What should be wished for, instead, is that liberal Christianity recovers a religious reason for its own existence. As the liberal Protestant scholar Gary Dorrien has pointed out, the Christianity that animated causes such as the Social Gospel and the civil rights movement was much more dogmatic than present-day liberal faith. Its leaders had a “deep grounding in Bible study, family devotions, personal prayer and worship.” They argued for progressive reform in the context of “a personal transcendent God ... the divinity of Christ, the need of personal redemption and the importance of Christian missions.”

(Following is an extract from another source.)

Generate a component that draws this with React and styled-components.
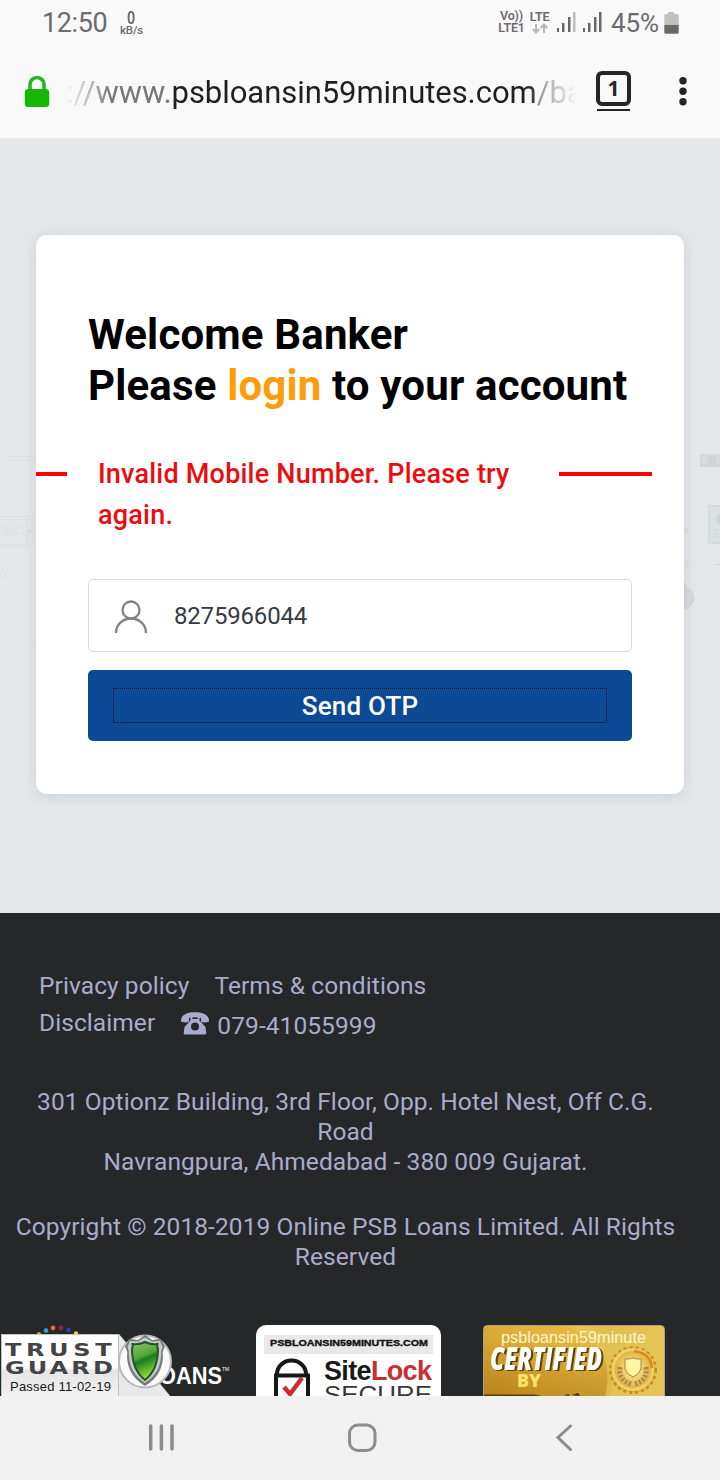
import React from "react";
import styled, { createGlobalStyle } from "styled-components";

const GlobalStyle = createGlobalStyle`
  *, *::before, *::after { box-sizing: border-box; }
  body { margin: 0; font-family: Roboto, "Liberation Sans", sans-serif; background: #252729; }
  svg { display: block; flex: none; }
  h1, p { margin: 0; }
`;

const Screen = styled.div`
  width: 720px;
  height: 1480px;
  display: flex;
  flex-direction: column;
  overflow: hidden;
`;

const StatusBar = styled.div`
  height: 46px;
  display: flex;
  align-items: center;
  padding: 0 41px 0 42px;
  background: #f9f9f9;
  color: #6b6b6b;
`;

const Clock = styled.span`
  width: 78px;
  font-size: 27px;
  letter-spacing: -0.4px;
  white-space: nowrap;
`;

const Stack = styled.div`
  display: flex;
  flex-direction: column;
  align-items: center;
  width: ${(p) => p.$width}px;
  margin-top: -2px;
  font-size: 12.5px;
  font-weight: 600;
  line-height: 12px;
  letter-spacing: -0.2px;
  white-space: nowrap;
`;

const Rate = styled.span`
  height: 14px;
  font-size: 18px;
  line-height: 15px;
  transform: scaleX(0.8);
`;

const RateUnit = styled.span`
  height: 10px;
  font-size: 11.5px;
  font-weight: 500;
  line-height: 13px;
`;

const Spacer = styled.div`
  flex: 1;
`;

const Signals = styled.div`
  display: flex;
  gap: 7px;
  margin: -1px 1px 0 3px;
`;

const Percent = styled.span`
  margin: 0 5px 0 8px;
  font-size: 26px;
  letter-spacing: -0.1px;
`;

const AddressBar = styled.div`
  height: 92px;
  display: flex;
  align-items: center;
  padding: 0 28px 0 24px;
  background: #f9f9f9;
`;

const Url = styled.div`
  width: 511px;
  margin: 2px 0 0 16px;
  overflow: hidden;
  white-space: nowrap;
  font-size: 31px;
  line-height: 44px;
  letter-spacing: -0.05px;
  color: #777;
  mask-image: linear-gradient(90deg, transparent 0, #000 46px, #000 460px, transparent 511px);
  b { font-weight: 400; color: #1f1f1f; }
`;

const TabCounter = styled.div`
  width: 35px;
  height: 40px;
  margin: -2px 48px 0 19px;
  position: relative;
  &::after {
    content: "";
    position: absolute;
    left: 1px;
    right: 1px;
    bottom: 0;
    height: 2px;
    background: #252525;
  }
`;

const TabBox = styled.div`
  height: 35px;
  display: flex;
  align-items: center;
  justify-content: center;
  border: 4px solid #252525;
  border-radius: 6px;
  font: 700 21px/27px "Open Sans", sans-serif;
  color: #252525;
`;

const Page = styled.main`
  height: 775px;
  padding: 97px 36px 0;
  position: relative;
  background: #e4e8eb;
`;

const Backdrop = styled.svg`
  position: absolute;
  left: 0;
  top: 300px;
`;

const Card = styled.section`
  position: relative;
  height: 559px;
  padding: 74px 52px 0;
  border-radius: 11px;
  background: #fff;
  box-shadow: 0 2px 14px rgba(60, 80, 95, 0.16);
`;

const Title = styled.h1`
  font-size: 42px;
  line-height: 51px;
  font-weight: 700;
  letter-spacing: 0.16px;
  color: #000;
  white-space: nowrap;
  span { color: #ff9c08; }
`;

const ErrorRow = styled.div`
  display: flex;
  margin: 42px -20px 0 -52px;
  height: 82px;
`;

const Rule = styled.div`
  width: ${(p) => p.$width}px;
  height: 4px;
  margin-top: 19px;
  background: #f80509;
`;

const ErrorText = styled.p`
  width: 461px;
  margin: 1px 0 0 31px;
  font-size: 27px;
  line-height: 41px;
  font-weight: 500;
  letter-spacing: 0.21px;
  color: #ec0c10;
  white-space: nowrap;
`;

const Field = styled.div`
  height: 73px;
  margin-top: 44px;
  padding-left: 26px;
  display: flex;
  align-items: center;
  border: 1px solid #d8dadc;
  border-radius: 5px;
  font-size: 24px;
  letter-spacing: -0.18px;
  color: #363b3f;
`;

const FieldValue = styled.span`
  margin-left: 27px;
`;

const SendButton = styled.button`
  display: block;
  width: 100%;
  height: 71px;
  margin-top: 18px;
  padding: 18px 25px;
  border: 0;
  border-radius: 5px;
  background: #0d4995;
  color: #fff;
  font: 500 26px Roboto, sans-serif;
  letter-spacing: 0.2px;
  span {
    display: flex;
    align-items: center;
    justify-content: center;
    height: 35px;
    border: 1px dotted #050e26;
  }
`;

const Footer = styled.footer`
  height: 483px;
  padding-top: 54px;
  overflow: hidden;
  background: #252729;
  color: #aaaccb;
  font-size: 24.5px;
  letter-spacing: 0.08px;
`;

const LinkRow = styled.div`
  display: flex;
  align-items: center;
  height: 37px;
  margin-left: 39px;
  gap: ${(p) => p.$gap}px;
  white-space: nowrap;
`;

const Phone = styled.span`
  display: flex;
  align-items: center;
  gap: 8px;
  margin-top: 5px;
  svg { margin-top: -4px; }
`;

const Paragraph = styled.p`
  width: 691px;
  margin-top: ${(p) => p.$top}px;
  text-align: center;
  line-height: 30px;
  white-space: nowrap;
`;

const Badges = styled.div`
  display: flex;
  align-items: flex-start;
  margin-top: 53px;
  letter-spacing: 0;
`;

const BadgeArt = styled.svg`
  margin-left: ${(p) => p.$left || 0}px;
`;

const RaisedText = styled.text`
  filter: drop-shadow(2px 1px 0 #5c430e);
`;

const NavBar = styled.nav`
  height: 84px;
  display: flex;
  align-items: center;
  padding-left: 148px;
  background: #f1f1f1;
`;

const NavIcon = styled.svg`
  margin-right: ${(p) => p.$gap || 0}px;
`;

const Signal = ({ weak }) => (
  <svg width="19" height="21" viewBox="0 0 19 21" fill="#686868">
    <rect x="0" y="16" width="2" height="4" />
    <rect x="5" y="11" width="2.500" height="9" />
    <rect x="11" y="5" width="2.500" height="15" />
    <rect x="16" y="0" width="2.500" height="20" fill={weak ? "#bcbcbc" : "#686868"} />
  </svg>
);

const Arrows = () => (
  <svg width="16" height="11" viewBox="0 0 16 11" fill="none" stroke="#b8b8b8" strokeWidth="2">
    <path d="M4 1v8.500M0.800 6L4 9.500 7.200 6M12 10v-8.500M8.800 5L12 1.500 15.200 5" />
  </svg>
);

const Battery = () => (
  <svg width="15" height="22" viewBox="0 0 15 22">
    <path d="M4 0h6v2h3.500l1.200 1.200V13H.3V3.200L1.500 2H4z" fill="#c0c0c0" />
    <path d="M.3 13h14.400v7.700l-1 1H1.300l-1-1z" fill="#696969" />
  </svg>
);

const Lock = () => (
  <svg width="26" height="35" viewBox="0 0 26 35">
    <path d="M6 16V9.500a7 7 0 0 1 14 0V16" fill="none" stroke="#22b91d" strokeWidth="3.600" />
    <rect x="0.800" y="14" width="24.400" height="18" rx="3.500" fill="#15b800" />
  </svg>
);

const Dots = () => (
  <svg width="9" height="30" viewBox="0 0 9 30" fill="#242424">
    <circle cx="4" cy="3.700" r="3.700" />
    <circle cx="4" cy="14.200" r="3.700" />
    <circle cx="4" cy="24.700" r="3.700" />
  </svg>
);

const Person = () => (
  <svg width="32" height="34" viewBox="0 0 32 34" fill="none" stroke="#828282" strokeWidth="2.300">
    <circle cx="16" cy="11" r="8.500" />
    <path d="M1.100 34v-.5c0-7.700 6.400-14 14.900-14s14.900 6.300 14.900 14v.5" />
  </svg>
);

const Telephone = () => (
  <svg width="28" height="23" viewBox="0 0 28 23" fill="#aaaccb">
    <path d="M0 8.500C.3 3 5.500.3 14 .3S27.700 3 28 8.500q0 1.500-1 1.600-3.500.6-6 .1-1-.2-1-1.500V6Q14 4.600 8 6v2.700q0 1.300-1 1.500-2.500.5-6-.1-1-.1-1-1.600z" />
    <path
      fillRule="evenodd"
      d="M9.500 4.500h1.800V7h5.400V4.500h1.800V8.500L24.500 15l.8 6q0 1.500-1.500 1.500H4.200q-1.500 0-1.500-1.500l.8-6L9.500 8.500zM14 10.500a4 4 0 1 0 0 8 4 4 0 0 0 0-8z"
    />
  </svg>
);

const BackgroundArt = () => (
  <Backdrop width="720" height="210" viewBox="0 438 720 210" fill="none" stroke="#dbe0e3" strokeWidth="1">
    <path d="M7 456.500h25M4 460.500h31" />
    <rect x="-3" y="516.500" width="36" height="30" rx="2" />
    <path d="M-2 519.500h29v25H-2" />
    <path strokeWidth="0.500" d="M2 522v18M7 522v18M12 522v18M17 522v18M22 522v18M0 526h25M0 533h25" />
    <path d="M2 532l5-4 5 4 5-4 6-4M2 536l5-4 5 4 5-4 6 2" />
    <circle cx="30" cy="531" r="1.300" fill="#d3d9dc" />
    <circle cx="7" cy="576" r="2.500" />
    <path d="M4 567l-5 12M32 640.500h4" />
    <path d="M701 455h19v11h-19z" fill="#d8dcdf" stroke="#d2d7da" strokeWidth="2" />
    <circle cx="712" cy="460.500" r="5" fill="#ced3d7" stroke="none" />
    <path d="M709 506h15v37h-15z" fill="#dce1e4" stroke="#d5dadd" strokeWidth="2" />
    <circle cx="722" cy="519" r="6" fill="#cfd5d8" stroke="none" />
    <path d="M714 530h6M714 534h5M714 537h6M715 564.500h5" stroke="#d0d6d9" />
    <circle cx="685" cy="531" r="2" strokeWidth="2" />
    <circle cx="688" cy="565" r="2.500" strokeWidth="1.500" />
    <path d="M684 584h2v3.500a11 11 0 0 1-2 21.500z" fill="#d5dadd" stroke="#d0d5d9" />
  </Backdrop>
);

const sans = "Liberation Sans, sans-serif";

const TrustGuard = () => (
  <BadgeArt width="236" height="78" viewBox="0 0 236 78">
    <defs>
      <linearGradient id="panel" x2="0" y2="1">
        <stop offset="0.480" stopColor="#fff" />
        <stop offset="0.520" stopColor="#e5e5e5" />
        <stop offset="1" stopColor="#f5f5f5" />
      </linearGradient>
      <linearGradient id="shield" x2="0.300" y2="1">
        <stop offset="0" stopColor="#8fc66e" />
        <stop offset="0.450" stopColor="#54a638" />
        <stop offset="0.550" stopColor="#177c21" />
        <stop offset="1" stopColor="#96dc42" />
      </linearGradient>
    </defs>
    <circle cx="39" cy="9.500" r="2.200" fill="#dcbb28" />
    <circle cx="46" cy="5.500" r="2.300" fill="#29a9df" />
    <circle cx="53" cy="3" r="2.400" fill="#e76b31" />
    <circle cx="61" cy="3" r="2.400" fill="#8f2445" />
    <circle cx="68.500" cy="5" r="2.300" fill="#254b98" />
    <circle cx="76" cy="8.500" r="2.200" fill="#f8ce27" />
    <path d="M1 9h118l57 69H1z" fill="#e9e9e9" />
    <path d="M1.500 9.500h117V78H1.500z" fill="url(#panel)" stroke="#c2c2c2" />
    <g fontFamily="DejaVu Sans, sans-serif" fontWeight="700" fontSize="18.500" fill="#444446" transform="scale(1.300 1)">
      <text x="3.800" y="30.800" textLength="82">TRUST</text>
      <text x="3.800" y="48.800" textLength="83">GUARD</text>
    </g>
    <text x="10" y="66" fontFamily={sans} fontSize="13" fill="#171717" textLength="101">Passed 11-02-19</text>
    <text x="159" y="59" fontFamily={sans} fontWeight="700" fontSize="24" fill="#fff" textLength="63" lengthAdjust="spacingAndGlyphs">OANS</text>
    <text x="222" y="46" fontFamily={sans} fontSize="5" fill="#fff">TM</text>
    <circle cx="145" cy="36.500" r="26" fill="#fafafa" stroke="#b8babb" strokeWidth="2" />
    <path d="M145 10l7 5 9-1 4 8q-3 4-2 10-1 19-18 29-17-10-18-29 1-6-2-10l4-8 9 1z" fill="#777d7d" />
    <path d="M145 12.500l7 4 8-.5 2.500 6q-2 4-1.500 9-1 17-16 27-15-10-16-27 .5-5-1.500-9L130 16l8 .5z" fill="#c9cccc" />
    <path d="M145 17q6 3 12.500 2-.5 3 .5 5 0 21-13 31-13-10-13-31 1-2 .5-5 6.500 1 12.500-2z" fill="url(#shield)" stroke="#23552a" strokeWidth="2" />
  </BadgeArt>
);

const SiteLock = () => (
  <BadgeArt $left={20} width="185" height="84" viewBox="0 0 185 84">
    <rect width="185" height="100" rx="10" fill="#fff" />
    <rect x="8" y="10" width="169" height="19" fill="#e9e9e9" />
    <text x="14" y="21" fontFamily={sans} fontWeight="700" fontSize="9.500" fill="#151515" stroke="#151515" strokeWidth="0.400" textLength="158" lengthAdjust="spacingAndGlyphs">PSBLOANSIN59MINUTES.COM</text>
    <path d="M21 50v-1a14.500 13.500 0 0 1 29 0v1M20 84V50.500h32V84" fill="none" stroke="#171717" strokeWidth="4" />
    <path d="M28 62l6 7 12-16" fill="none" stroke="#d02a2d" strokeWidth="4.500" />
    <text x="68" y="54.500" fontFamily={sans} fontWeight="700" fontSize="27" fill="#191919" textLength="108">
      Site<tspan fill="#c92e31">Lock</tspan>
    </text>
    <text x="68" y="77.500" fontFamily={sans} fontSize="24" fill="#383838" textLength="108" lengthAdjust="spacingAndGlyphs">SECURE</text>
  </BadgeArt>
);

const Certified = () => (
  <BadgeArt $left={42} width="182" height="78" viewBox="0 0 182 78">
    <defs>
      <linearGradient id="gold" x2="1" y2="0.200">
        <stop offset="0" stopColor="#be861b" />
        <stop offset="0.450" stopColor="#d8a532" />
        <stop offset="1" stopColor="#dfbd50" />
      </linearGradient>
      <linearGradient id="shade" x2="0" y2="1">
        <stop offset="0.100" stopColor="#f4cc50" stopOpacity="0.500" />
        <stop offset="1" stopColor="#a06808" stopOpacity="0.450" />
      </linearGradient>
      <radialGradient id="seal">
        <stop offset="0" stopColor="#fff3a0" />
        <stop offset="1" stopColor="#dfad3a" />
      </radialGradient>
    </defs>
    <rect x="0.500" y="0.500" width="181" height="90" rx="4" fill="url(#gold)" stroke="#aaa187" />
    <path d="M1 1h103q33 28 22 77H1z" fill="url(#shade)" />
    <path d="M85 1h91q5 0 5 5v72h-61Q138 25 85 1z" fill="#e6c857" opacity="0.700" />
    <circle cx="150" cy="45" r="22.500" fill="#dcae3f" stroke="#c18d27" strokeWidth="3" strokeDasharray="3 3" />
    <circle cx="150" cy="44.500" r="20" fill="url(#seal)" stroke="#f1cd65" strokeWidth="3" />
    <path d="M151 26q17 2 18 17" fill="none" stroke="#db8c16" strokeWidth="2.500" />
    <path d="M137 42q-2 13 11 17M163 42q2 13-11 17" fill="none" stroke="#b58a48" strokeWidth="5" strokeDasharray="2.500 1.500" />
    <path d="M142 34h4l4-1 4 1h4v10q-2 6-8 8-6-2-8-8z" fill="#fff6a5" stroke="#ad8445" />
    <text x="18" y="18" fontFamily={sans} fontSize="16" fill="#fff5d2" textLength="145" lengthAdjust="spacingAndGlyphs">psbloansin59minute</text>
    <RaisedText x="7" y="45" fontFamily="Open Sans, sans-serif" fontWeight="800" fontStyle="italic" fontSize="31" fill="#fff" textLength="112" lengthAdjust="spacingAndGlyphs">CERTIFIED</RaisedText>
    <text x="34" y="62" fontFamily="Open Sans, sans-serif" fontWeight="800" fontSize="18" fill="#fbe268" textLength="24" lengthAdjust="spacingAndGlyphs">BY</text>
    <path d="M1 69.500h50l44 8.500H1z" fill="#5a370a" />
    <path d="M81 70l5-1v2zM89 70l6-2 2 3z" fill="#41351a" />
  </BadgeArt>
);

export default function App() {
  return (
    <Screen>
      <GlobalStyle />
      <StatusBar>
        <Clock>12:50</Clock>
        <Stack $width={23}>
          <Rate>0</Rate>
          <RateUnit>kB/s</RateUnit>
        </Stack>
        <Spacer />
        <Stack $width={27}>
          <span>Vo))</span>
          <span>LTE1</span>
        </Stack>
        <Stack $width={29}>
          <span>LTE</span>
          <Arrows />
        </Stack>
        <Signals>
          <Signal weak />
          <Signal />
        </Signals>
        <Percent>45%</Percent>
        <Battery />
      </StatusBar>
      <AddressBar>
        <Lock />
        <Url>
          ://www.<b>psbloansin59minutes.com</b>/ba
        </Url>
        <TabCounter>
          <TabBox>1</TabBox>
        </TabCounter>
        <Dots />
      </AddressBar>
      <Page>
        <BackgroundArt />
        <Card>
          <Title>
            Welcome Banker
            <br />
            Please <span>login</span> to your account
          </Title>
          <ErrorRow>
            <Rule $width={31} />
            <ErrorText>
              Invalid Mobile Number. Please try
              <br />
              again.
            </ErrorText>
            <Rule $width={93} />
          </ErrorRow>
          <Field>
            <Person />
            <FieldValue>8275966044</FieldValue>
          </Field>
          <SendButton>
            <span>Send OTP</span>
          </SendButton>
        </Card>
      </Page>
      <Footer>
        <LinkRow $gap={25}>
          <span>Privacy policy</span>
          <span>Terms &amp; conditions</span>
        </LinkRow>
        <LinkRow $gap={26}>
          <span>Disclaimer</span>
          <Phone>
            <Telephone />
            079-41055999
          </Phone>
        </LinkRow>
        <Paragraph $top={46}>
          301 Optionz Building, 3rd Floor, Opp. Hotel Nest, Off C.G.
          <br />
          Road
          <br />
          Navrangpura, Ahmedabad - 380 009 Gujarat.
        </Paragraph>
        <Paragraph $top={35}>
          Copyright © 2018-2019 Online PSB Loans Limited. All Rights
          <br />
          Reserved
        </Paragraph>
        <Badges>
          <TrustGuard />
          <SiteLock />
          <Certified />
        </Badges>
      </Footer>
      <NavBar>
        <NavIcon $gap={172} width="27" height="28" viewBox="0 0 27 28" stroke="#8c8c8c" strokeWidth="3.500" strokeLinecap="round">
          <path d="M2.700 2v23M13.400 2v23M24 2v23" />
        </NavIcon>
        <NavIcon $gap={178} width="30" height="30" viewBox="0 0 30 30" fill="none" stroke="#8c8c8c" strokeWidth="3">
          <rect x="2.500" y="2" width="25.500" height="25.500" rx="8.500" />
        </NavIcon>
        <NavIcon width="18" height="28" viewBox="0 0 18 28" fill="none" stroke="#8c8c8c" strokeWidth="3" strokeLinecap="round">
          <path d="M15.500 2L3 13.500l12.500 12" />
        </NavIcon>
      </NavBar>
    </Screen>
  );
}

Today, by contrast, the leaders of the Episcopal Church and similar bodies often don’t seem to be offering anything you can’t already get from a purely secular liberalism. Which suggests that per haps they should pause, amid their frantic renovations, and consider not just what they would change about historic Christianity, but what they would defend and offer uncompromisingly to the world.

It appears that this plea will go unheard.  The tide has turned away from mainstream churches, and while many ‘Progressives’ want to keep their traditional blend of liberal religion and social activism; and while many old-line conservatives want to retain the status and position of their mainline denominations, the rest of America will turn to something safe, personal, dynamic, and profoundly spiritual.

1 comment:

  1. the rest of America will turn to something safe, personal, dynamic, and profoundly spiritual. .... and then the end will come.. 'safe and prfoundly spiritual'..maybe the churches will actually Turn to the Living God in the Person of His Christ rather than recreating the Tower of Babel over and over again..but there is no sign of that ever happening nor has it ever been expected that it will happen.